--- Start ---

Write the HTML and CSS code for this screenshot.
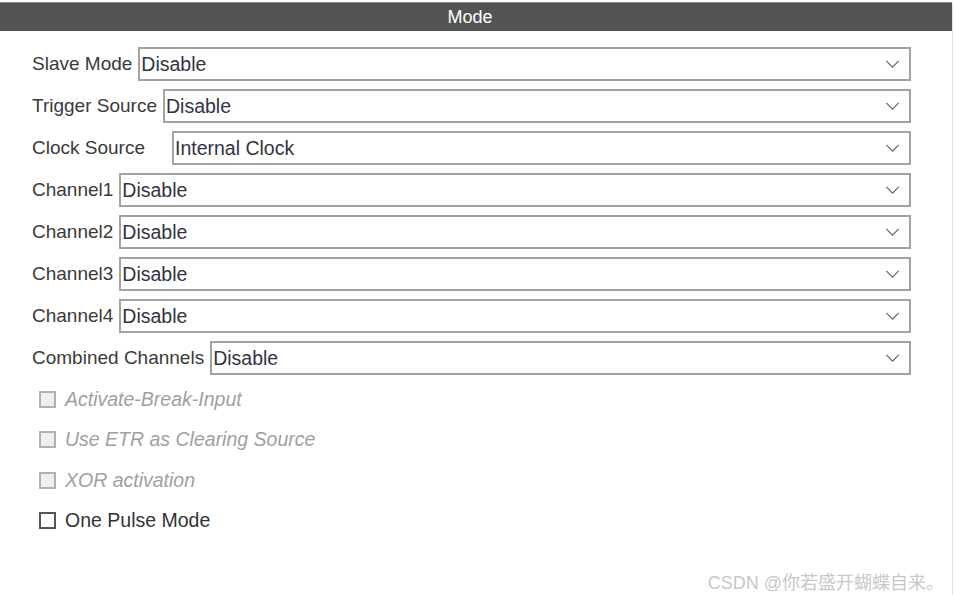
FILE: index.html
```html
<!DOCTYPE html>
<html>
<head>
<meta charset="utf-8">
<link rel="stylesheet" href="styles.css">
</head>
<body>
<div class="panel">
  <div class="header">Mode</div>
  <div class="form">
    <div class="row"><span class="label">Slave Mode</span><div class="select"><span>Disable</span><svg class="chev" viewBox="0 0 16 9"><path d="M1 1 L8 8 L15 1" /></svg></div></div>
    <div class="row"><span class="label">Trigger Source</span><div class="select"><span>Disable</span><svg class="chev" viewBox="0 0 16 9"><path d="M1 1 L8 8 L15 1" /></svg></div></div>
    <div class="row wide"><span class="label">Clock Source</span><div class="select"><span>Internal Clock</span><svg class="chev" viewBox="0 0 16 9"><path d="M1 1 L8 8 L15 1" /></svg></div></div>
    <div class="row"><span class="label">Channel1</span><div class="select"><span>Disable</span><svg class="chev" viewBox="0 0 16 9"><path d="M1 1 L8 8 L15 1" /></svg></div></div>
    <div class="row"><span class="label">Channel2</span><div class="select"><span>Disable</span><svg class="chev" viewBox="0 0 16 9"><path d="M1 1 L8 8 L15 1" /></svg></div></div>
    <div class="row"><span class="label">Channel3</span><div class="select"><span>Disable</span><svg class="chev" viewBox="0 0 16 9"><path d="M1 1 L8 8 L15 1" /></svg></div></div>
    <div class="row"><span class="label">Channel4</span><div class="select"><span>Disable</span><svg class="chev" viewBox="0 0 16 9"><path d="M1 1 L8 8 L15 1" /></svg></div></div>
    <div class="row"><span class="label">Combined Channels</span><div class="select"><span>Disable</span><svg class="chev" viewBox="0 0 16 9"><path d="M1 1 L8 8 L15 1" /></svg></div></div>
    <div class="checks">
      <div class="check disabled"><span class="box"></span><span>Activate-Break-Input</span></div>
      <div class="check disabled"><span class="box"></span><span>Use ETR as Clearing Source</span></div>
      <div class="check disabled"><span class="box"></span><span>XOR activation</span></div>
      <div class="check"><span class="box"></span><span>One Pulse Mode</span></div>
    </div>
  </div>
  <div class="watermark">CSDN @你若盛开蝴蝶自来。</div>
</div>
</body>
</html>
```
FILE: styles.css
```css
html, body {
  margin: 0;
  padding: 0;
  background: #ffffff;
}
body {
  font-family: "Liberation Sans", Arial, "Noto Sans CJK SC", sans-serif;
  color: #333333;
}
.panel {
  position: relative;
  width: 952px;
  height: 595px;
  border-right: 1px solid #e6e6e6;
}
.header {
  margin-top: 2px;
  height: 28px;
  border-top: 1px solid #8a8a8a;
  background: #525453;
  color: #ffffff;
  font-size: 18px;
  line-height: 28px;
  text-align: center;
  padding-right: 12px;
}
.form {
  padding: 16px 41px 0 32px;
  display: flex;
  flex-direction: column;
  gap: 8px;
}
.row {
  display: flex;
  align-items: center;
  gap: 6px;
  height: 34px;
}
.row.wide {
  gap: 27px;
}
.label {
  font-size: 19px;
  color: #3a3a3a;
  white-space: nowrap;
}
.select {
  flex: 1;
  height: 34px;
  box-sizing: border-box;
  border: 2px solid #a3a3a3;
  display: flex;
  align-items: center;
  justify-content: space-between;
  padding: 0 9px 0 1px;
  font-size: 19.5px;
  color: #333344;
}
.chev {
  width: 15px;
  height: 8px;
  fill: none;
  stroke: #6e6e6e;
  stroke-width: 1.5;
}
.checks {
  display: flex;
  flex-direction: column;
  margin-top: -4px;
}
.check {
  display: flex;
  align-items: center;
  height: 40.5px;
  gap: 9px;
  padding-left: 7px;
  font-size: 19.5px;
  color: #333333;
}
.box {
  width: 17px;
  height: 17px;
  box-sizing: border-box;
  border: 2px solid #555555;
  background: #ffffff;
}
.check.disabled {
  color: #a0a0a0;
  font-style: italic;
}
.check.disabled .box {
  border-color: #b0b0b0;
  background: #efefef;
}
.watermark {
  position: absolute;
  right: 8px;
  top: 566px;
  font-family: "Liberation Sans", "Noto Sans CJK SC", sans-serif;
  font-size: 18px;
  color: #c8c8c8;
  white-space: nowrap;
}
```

--- End ---

Give every line above again exactly, with no pictures.

Write the HTML and CSS code for this screenshot.
FILE: index.html
```html
<!DOCTYPE html>
<html>
<head>
<meta charset="utf-8">
<link rel="stylesheet" href="styles.css">
</head>
<body>
<div class="panel">
  <div class="header">Mode</div>
  <div class="form">
    <div class="row"><span class="label">Slave Mode</span><div class="select"><span>Disable</span><svg class="chev" viewBox="0 0 16 9"><path d="M1 1 L8 8 L15 1" /></svg></div></div>
    <div class="row"><span class="label">Trigger Source</span><div class="select"><span>Disable</span><svg class="chev" viewBox="0 0 16 9"><path d="M1 1 L8 8 L15 1" /></svg></div></div>
    <div class="row wide"><span class="label">Clock Source</span><div class="select"><span>Internal Clock</span><svg class="chev" viewBox="0 0 16 9"><path d="M1 1 L8 8 L15 1" /></svg></div></div>
    <div class="row"><span class="label">Channel1</span><div class="select"><span>Disable</span><svg class="chev" viewBox="0 0 16 9"><path d="M1 1 L8 8 L15 1" /></svg></div></div>
    <div class="row"><span class="label">Channel2</span><div class="select"><span>Disable</span><svg class="chev" viewBox="0 0 16 9"><path d="M1 1 L8 8 L15 1" /></svg></div></div>
    <div class="row"><span class="label">Channel3</span><div class="select"><span>Disable</span><svg class="chev" viewBox="0 0 16 9"><path d="M1 1 L8 8 L15 1" /></svg></div></div>
    <div class="row"><span class="label">Channel4</span><div class="select"><span>Disable</span><svg class="chev" viewBox="0 0 16 9"><path d="M1 1 L8 8 L15 1" /></svg></div></div>
    <div class="row"><span class="label">Combined Channels</span><div class="select"><span>Disable</span><svg class="chev" viewBox="0 0 16 9"><path d="M1 1 L8 8 L15 1" /></svg></div></div>
    <div class="checks">
      <div class="check disabled"><span class="box"></span><span>Activate-Break-Input</span></div>
      <div class="check disabled"><span class="box"></span><span>Use ETR as Clearing Source</span></div>
      <div class="check disabled"><span class="box"></span><span>XOR activation</span></div>
      <div class="check"><span class="box"></span><span>One Pulse Mode</span></div>
    </div>
  </div>
  <div class="watermark">CSDN @你若盛开蝴蝶自来。</div>
</div>
</body>
</html>
```
FILE: styles.css
```css
html, body {
  margin: 0;
  padding: 0;
  background: #ffffff;
}
body {
  font-family: "Liberation Sans", Arial, "Noto Sans CJK SC", sans-serif;
  color: #333333;
}
.panel {
  position: relative;
  width: 952px;
  height: 595px;
  border-right: 1px solid #e6e6e6;
}
.header {
  margin-top: 2px;
  height: 28px;
  border-top: 1px solid #8a8a8a;
  background: #525453;
  color: #ffffff;
  font-size: 18px;
  line-height: 28px;
  text-align: center;
  padding-right: 12px;
}
.form {
  padding: 16px 41px 0 32px;
  display: flex;
  flex-direction: column;
  gap: 8px;
}
.row {
  display: flex;
  align-items: center;
  gap: 6px;
  height: 34px;
}
.row.wide {
  gap: 27px;
}
.label {
  font-size: 19px;
  color: #3a3a3a;
  white-space: nowrap;
}
.select {
  flex: 1;
  height: 34px;
  box-sizing: border-box;
  border: 2px solid #a3a3a3;
  display: flex;
  align-items: center;
  justify-content: space-between;
  padding: 0 9px 0 1px;
  font-size: 19.5px;
  color: #333344;
}
.chev {
  width: 15px;
  height: 8px;
  fill: none;
  stroke: #6e6e6e;
  stroke-width: 1.5;
}
.checks {
  display: flex;
  flex-direction: column;
  margin-top: -4px;
}
.check {
  display: flex;
  align-items: center;
  height: 40.5px;
  gap: 9px;
  padding-left: 7px;
  font-size: 19.5px;
  color: #333333;
}
.box {
  width: 17px;
  height: 17px;
  box-sizing: border-box;
  border: 2px solid #555555;
  background: #ffffff;
}
.check.disabled {
  color: #a0a0a0;
  font-style: italic;
}
.check.disabled .box {
  border-color: #b0b0b0;
  background: #efefef;
}
.watermark {
  position: absolute;
  right: 8px;
  top: 566px;
  font-family: "Liberation Sans", "Noto Sans CJK SC", sans-serif;
  font-size: 18px;
  color: #c8c8c8;
  white-space: nowrap;
}
```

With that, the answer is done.